All interactions are built upon the ability of a user to target the element they want to interact with, regardless of the input modality. In Windows Mixed Reality, this is generally done using the user's gaze.
To enable a user to work with an experience successfully, the system's calculated understanding of a user's intent, and the user's actual intent, must align as closely as possible. To the degree that the system interprets the user's intended actions correctly, satisfaction increases and performance improves.
The gaze vector has been shown repeatedly to be usable for fine targeting, but often works best for gross targeting (acquiring somewhat larger targets). Minimum target sizes of 1 to 1.5 degrees should allow successful user actions in most scenarios, though targets of 3 degrees often allow for greater speed. Note that the size that the user targets is effectively a 2D area even for 3D elements--whichever projection is facing them should be the targetable area. Providing some salient cue that an element is "active" (that the user is targeting it) is extremely helpful - this can include treatments like visible "hover" effects, audio highlights or clicks, or clear alignment of a cursor with an element.
Users will often fail to find UI elements that are positioned very high or very low in their field of view, focusing most of their attention on areas around their main focus (usually roughly eye level). Placing most targets in some reasonable band around eye level can help. Given the tendency for users to focus on a relatively small visual area at any time (the attentional cone of vision is roughly 10 degrees), grouping UI elements together to the degree that they're related conceptually can leverage attention-chaining behaviors from item to item as a user moves their gaze through an area. When designing UI, keep in mind the potential large variation in field of view between HoloLens and immersive headsets.
If user intent to target something can be determined (or approximated closely), it can be very helpful to accept "near miss" attempts at interaction as though they were targeted correctly. There are a handful of successful methods that can be incorporated in mixed reality experiences:
This should be turned on most/all of the time. This technique removes the natural head/neck jitters that users may have. Also movement due to looking/speaking behaviors.
These work best in areas with sparse interactive content. If there is a high probability that you can determine what a user was attempting to interact with, you can supplement their targeting abilities by simply assuming some level of intent.
This mechanism is useful in tasks requiring speed. When a user is moving through a series of targeting/activation maneuvers at speed, it can be useful to assume some intent and allow missed steps to act upon targets which the user had in focus slightly before or slightly after the tap (50ms before/after was effective in early testing).

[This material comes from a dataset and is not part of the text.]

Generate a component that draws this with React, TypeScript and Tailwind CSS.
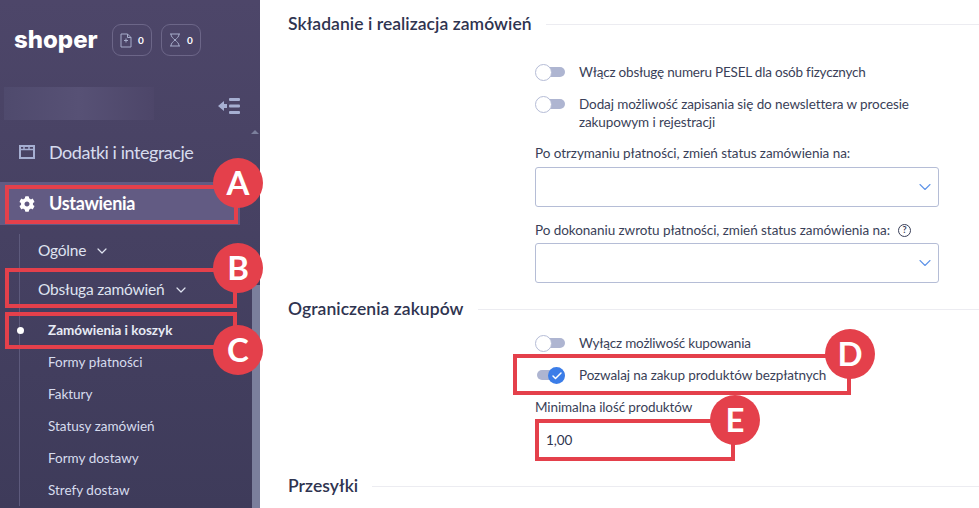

This mechanism is useful for pathing movements, reducing the slight jitter/wobble due to natural head movement characteristics. When smoothing over pathing motions, smooth by size/distance of movements rather than over time
This mechanism can be thought of as a more general version of "Closest link" algorithms - drawing a cursor toward a target, or simply increasing hitboxes (whether visibly or not) as users approach likely targets, using some knowledge of the interactive layout to better approach user intent. This can be particularly powerful for small targets.
When determining which nearby interactive elements to give focus to, provide a bias to the element that is currently focused. This will help reduce erratic focus switching behaviours when floating at a midpoint between two elements with natural noise.